Doch selbst wenn man die Pläne von Gazprom zur schrittweisen Wiederherstellung der Exporte berücksichtige, wird es für das Unternehmen in absehbarer Zukunft praktisch unmöglich sein, den US-Dollar-Gewinn des Jahres 2021 oder zumindest der Jahre 2018 und 2019 wieder zu erzielen, sagt der Experte bei der Finanzgruppe Finam und ergänzt:
"Was den Amur-Gas-Chemiekomplex betrifft, so befindet sich die Anlage noch im Bau, so dass von vornherein nur Kosten anfallen und kein Gewinn erzielt werden kann. Dies ist eine übliche Situation beim Bau von Großprojekten. Sibur geht davon aus, dass der Bau des Gas-Chemiekomplexes 2026–2027 abgeschlossen sein wird, und erst danach wird es sinnvoll sein, die finanziellen Ergebnisse des Projekts zu betrachten."
Beim Marktplatz Ozon, dem drittunrentabelsten in der Rangliste, seien die Verluste im Jahr 2023 auf hohe Expansions-, Marketing- und IT-Kosten sowie höhere Abschreibungen zurückzuführen, während im Jahr 2024 und darüber hinaus die Gewinne auch durch höhere Zinszahlungen belastet würden, betont Ignat Ivanow, Analyst bei der Finanzgruppe Finam. Und er schließt seine Ausführungen mit den Worten ab:
"Ozon verliert nicht gegen seine Konkurrenten, es ist der zweitgrößte Marktplatz in Russland und er wächst schneller als WB. Was die Verluste betrifft, so sind sie größtenteils auf die Strategie des Unternehmens zurückzuführen: zu wachsen, ohne auf die Rentabilität zu achten.

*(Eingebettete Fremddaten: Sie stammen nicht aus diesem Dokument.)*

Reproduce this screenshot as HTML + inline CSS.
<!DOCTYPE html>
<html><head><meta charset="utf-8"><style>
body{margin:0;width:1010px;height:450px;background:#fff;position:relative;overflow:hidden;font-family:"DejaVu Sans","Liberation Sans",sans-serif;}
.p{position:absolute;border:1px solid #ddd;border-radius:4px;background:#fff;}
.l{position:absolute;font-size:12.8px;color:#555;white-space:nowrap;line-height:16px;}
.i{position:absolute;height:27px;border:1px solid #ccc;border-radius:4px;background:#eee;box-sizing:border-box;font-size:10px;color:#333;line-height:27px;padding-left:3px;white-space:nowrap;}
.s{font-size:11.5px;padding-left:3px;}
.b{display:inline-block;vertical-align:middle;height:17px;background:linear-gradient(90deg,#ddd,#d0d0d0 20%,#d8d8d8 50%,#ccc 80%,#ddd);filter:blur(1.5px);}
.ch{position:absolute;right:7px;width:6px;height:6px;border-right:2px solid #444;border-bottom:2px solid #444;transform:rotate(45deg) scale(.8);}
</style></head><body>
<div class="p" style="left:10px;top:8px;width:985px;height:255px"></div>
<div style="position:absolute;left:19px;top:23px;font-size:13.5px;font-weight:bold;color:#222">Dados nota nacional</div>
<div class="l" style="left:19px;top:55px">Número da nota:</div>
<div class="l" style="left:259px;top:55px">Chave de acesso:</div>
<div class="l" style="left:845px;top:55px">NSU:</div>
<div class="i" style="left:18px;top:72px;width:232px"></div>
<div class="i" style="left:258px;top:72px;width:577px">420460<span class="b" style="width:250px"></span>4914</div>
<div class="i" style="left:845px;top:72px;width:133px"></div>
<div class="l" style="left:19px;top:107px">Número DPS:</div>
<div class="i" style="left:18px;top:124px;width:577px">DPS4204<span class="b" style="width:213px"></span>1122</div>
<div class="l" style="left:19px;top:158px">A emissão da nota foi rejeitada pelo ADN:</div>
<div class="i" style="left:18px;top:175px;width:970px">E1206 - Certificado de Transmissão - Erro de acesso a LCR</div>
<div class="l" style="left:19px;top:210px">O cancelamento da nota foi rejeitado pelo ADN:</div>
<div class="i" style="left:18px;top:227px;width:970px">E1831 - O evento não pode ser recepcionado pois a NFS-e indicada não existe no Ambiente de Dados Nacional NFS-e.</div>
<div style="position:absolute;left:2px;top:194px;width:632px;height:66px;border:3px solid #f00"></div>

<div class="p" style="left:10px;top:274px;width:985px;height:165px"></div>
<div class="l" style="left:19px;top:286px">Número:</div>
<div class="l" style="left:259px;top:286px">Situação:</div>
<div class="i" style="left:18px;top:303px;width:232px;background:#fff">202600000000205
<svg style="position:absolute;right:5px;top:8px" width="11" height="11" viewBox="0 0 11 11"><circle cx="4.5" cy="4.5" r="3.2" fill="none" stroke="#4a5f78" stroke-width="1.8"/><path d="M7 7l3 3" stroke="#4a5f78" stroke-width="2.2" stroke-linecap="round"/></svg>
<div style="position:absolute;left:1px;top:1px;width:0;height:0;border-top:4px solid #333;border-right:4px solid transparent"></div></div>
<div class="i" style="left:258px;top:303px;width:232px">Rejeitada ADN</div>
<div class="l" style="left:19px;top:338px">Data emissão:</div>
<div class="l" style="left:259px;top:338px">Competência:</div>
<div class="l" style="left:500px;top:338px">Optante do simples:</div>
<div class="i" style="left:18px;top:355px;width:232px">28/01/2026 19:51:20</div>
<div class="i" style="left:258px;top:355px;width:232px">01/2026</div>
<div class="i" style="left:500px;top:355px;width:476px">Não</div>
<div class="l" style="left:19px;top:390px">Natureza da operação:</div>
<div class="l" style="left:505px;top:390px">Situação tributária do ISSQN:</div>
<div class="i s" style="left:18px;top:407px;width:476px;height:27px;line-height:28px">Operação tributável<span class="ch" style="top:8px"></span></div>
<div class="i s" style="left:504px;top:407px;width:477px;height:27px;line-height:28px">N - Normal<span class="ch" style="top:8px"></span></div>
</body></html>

Wenn die Unternehmensleitung beschließt, das Expansionstempo zu verlangsamen, werden die Kosten sinken, sodass ein Gewinn in Sicht ist. Die Entscheidung, wann Ozon einen Gewinn erzielen wird, liegt jedoch bei der Holdingleitung. Wir glauben, dass man nicht vor 2026 mit Gewinnen rechnen sollte."
Übersetzt aus dem Russischen. Der Artikel ist am 4. Oktober 2024 zuerst auf der Seite der Zeitung "Wsgljad" erschienen.